Given information:

•••

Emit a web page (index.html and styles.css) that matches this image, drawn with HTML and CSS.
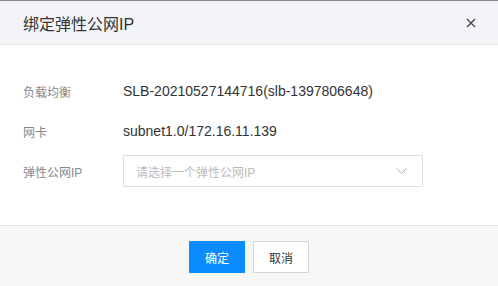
FILE: index.html
```html
<!DOCTYPE html>
<html lang="zh-CN">
<head>
    <meta charset="UTF-8">
    <meta name="viewport" content="width=device-width, initial-scale=1.0">
    <title>绑定弹性公网IP</title>
    <link rel="stylesheet" href="styles.css">
</head>
<body>
    <div class="dialog">
        <div class="dialog-header">
            <h3 class="dialog-title">绑定弹性公网IP</h3>
            <button class="dialog-close" title="关闭">
                <svg width="10" height="10" viewBox="0 0 10 10">
                    <path d="M1 1 L9 9 M9 1 L1 9" stroke="#444" stroke-width="1.3" fill="none"/>
                </svg>
            </button>
        </div>

        <div class="dialog-body">
            <div class="form-row">
                <label class="form-label">负载均衡</label>
                <div class="form-value">SLB-20210527144716(slb-1397806648)</div>
            </div>
            <div class="form-row">
                <label class="form-label">网卡</label>
                <div class="form-value">subnet1.0/172.16.11.139</div>
            </div>
            <div class="form-row">
                <label class="form-label">弹性公网IP</label>
                <div class="select">
                    <span class="select-placeholder">请选择一个弹性公网IP</span>
                    <svg class="select-arrow" width="11" height="6" viewBox="0 0 11 6">
                        <path d="M0.5 0.5 L5.5 5.5 L10.5 0.5" stroke="#aaa" stroke-width="1" fill="none"/>
                    </svg>
                </div>
            </div>
        </div>

        <div class="dialog-footer">
            <button class="btn btn-primary">确定</button>
            <button class="btn">取消</button>
        </div>
    </div>
</body>
</html>
```

FILE: styles.css
```css
body {
    margin: 0;
    padding: 0;
    background-color: #fff;
    font-family: "Liberation Sans", "Noto Sans CJK SC", sans-serif;
    color: #333;
}
.dialog {
    border-top: 1px solid #8a8a8a;
}
.dialog-header {
    display: flex;
    align-items: center;
    justify-content: space-between;
    height: 43px;
    padding: 0 22px 0 23px;
    background-color: #f3f4f8;
    border-bottom: 1px solid #e3e3e3;
}
.dialog-title {
    margin: 0;
    font-size: 16px;
    font-weight: normal;
    color: #333;
}
.dialog-close {
    display: flex;
    padding: 0;
    border: none;
    background: none;
    cursor: pointer;
}
.dialog-body {
    padding: 30px 23px 38px;
}
.form-row {
    display: flex;
    align-items: center;
    min-height: 32px;
    margin-bottom: 8px;
}
.form-row:last-child {
    margin-bottom: 0;
}
.form-label {
    width: 100px;
    font-size: 12px;
    color: #888;
}
.form-value {
    font-size: 14px;
    color: #333;
}
.select {
    display: flex;
    align-items: center;
    justify-content: space-between;
    box-sizing: border-box;
    width: 300px;
    height: 32px;
    padding: 0 15px 0 12px;
    border: 1px solid #ddd;
    background-color: #fff;
}
.select-placeholder {
    font-size: 12px;
    color: #bbb;
}
.dialog-footer {
    display: flex;
    justify-content: center;
    gap: 8px;
    height: 45px;
    padding-top: 15px;
    background-color: #f7f7f7;
    border-top: 1px solid #e3e3e3;
}
.btn {
    box-sizing: border-box;
    width: 56px;
    height: 32px;
    font-family: inherit;
    font-size: 12px;
    color: #333;
    background-color: #fff;
    border: 1px solid #d5d5d5;
    cursor: pointer;
}
.btn-primary {
    color: #fff;
    background-color: #0a8cff;
    border-color: #0a8cff;
}
```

•••

Problem to work on:
Reproduce the material in its entirety and word for word, without the pictures.

Problem solution:
Emit a web page (index.html and styles.css) that matches this image, drawn with HTML and CSS.
FILE: index.html
```html
<!DOCTYPE html>
<html lang="zh-CN">
<head>
    <meta charset="UTF-8">
    <meta name="viewport" content="width=device-width, initial-scale=1.0">
    <title>绑定弹性公网IP</title>
    <link rel="stylesheet" href="styles.css">
</head>
<body>
    <div class="dialog">
        <div class="dialog-header">
            <h3 class="dialog-title">绑定弹性公网IP</h3>
            <button class="dialog-close" title="关闭">
                <svg width="10" height="10" viewBox="0 0 10 10">
                    <path d="M1 1 L9 9 M9 1 L1 9" stroke="#444" stroke-width="1.3" fill="none"/>
                </svg>
            </button>
        </div>

        <div class="dialog-body">
            <div class="form-row">
                <label class="form-label">负载均衡</label>
                <div class="form-value">SLB-20210527144716(slb-1397806648)</div>
            </div>
            <div class="form-row">
                <label class="form-label">网卡</label>
                <div class="form-value">subnet1.0/172.16.11.139</div>
            </div>
            <div class="form-row">
                <label class="form-label">弹性公网IP</label>
                <div class="select">
                    <span class="select-placeholder">请选择一个弹性公网IP</span>
                    <svg class="select-arrow" width="11" height="6" viewBox="0 0 11 6">
                        <path d="M0.5 0.5 L5.5 5.5 L10.5 0.5" stroke="#aaa" stroke-width="1" fill="none"/>
                    </svg>
                </div>
            </div>
        </div>

        <div class="dialog-footer">
            <button class="btn btn-primary">确定</button>
            <button class="btn">取消</button>
        </div>
    </div>
</body>
</html>
```

FILE: styles.css
```css
body {
    margin: 0;
    padding: 0;
    background-color: #fff;
    font-family: "Liberation Sans", "Noto Sans CJK SC", sans-serif;
    color: #333;
}
.dialog {
    border-top: 1px solid #8a8a8a;
}
.dialog-header {
    display: flex;
    align-items: center;
    justify-content: space-between;
    height: 43px;
    padding: 0 22px 0 23px;
    background-color: #f3f4f8;
    border-bottom: 1px solid #e3e3e3;
}
.dialog-title {
    margin: 0;
    font-size: 16px;
    font-weight: normal;
    color: #333;
}
.dialog-close {
    display: flex;
    padding: 0;
    border: none;
    background: none;
    cursor: pointer;
}
.dialog-body {
    padding: 30px 23px 38px;
}
.form-row {
    display: flex;
    align-items: center;
    min-height: 32px;
    margin-bottom: 8px;
}
.form-row:last-child {
    margin-bottom: 0;
}
.form-label {
    width: 100px;
    font-size: 12px;
    color: #888;
}
.form-value {
    font-size: 14px;
    color: #333;
}
.select {
    display: flex;
    align-items: center;
    justify-content: space-between;
    box-sizing: border-box;
    width: 300px;
    height: 32px;
    padding: 0 15px 0 12px;
    border: 1px solid #ddd;
    background-color: #fff;
}
.select-placeholder {
    font-size: 12px;
    color: #bbb;
}
.dialog-footer {
    display: flex;
    justify-content: center;
    gap: 8px;
    height: 45px;
    padding-top: 15px;
    background-color: #f7f7f7;
    border-top: 1px solid #e3e3e3;
}
.btn {
    box-sizing: border-box;
    width: 56px;
    height: 32px;
    font-family: inherit;
    font-size: 12px;
    color: #333;
    background-color: #fff;
    border: 1px solid #d5d5d5;
    cursor: pointer;
}
.btn-primary {
    color: #fff;
    background-color: #0a8cff;
    border-color: #0a8cff;
}
```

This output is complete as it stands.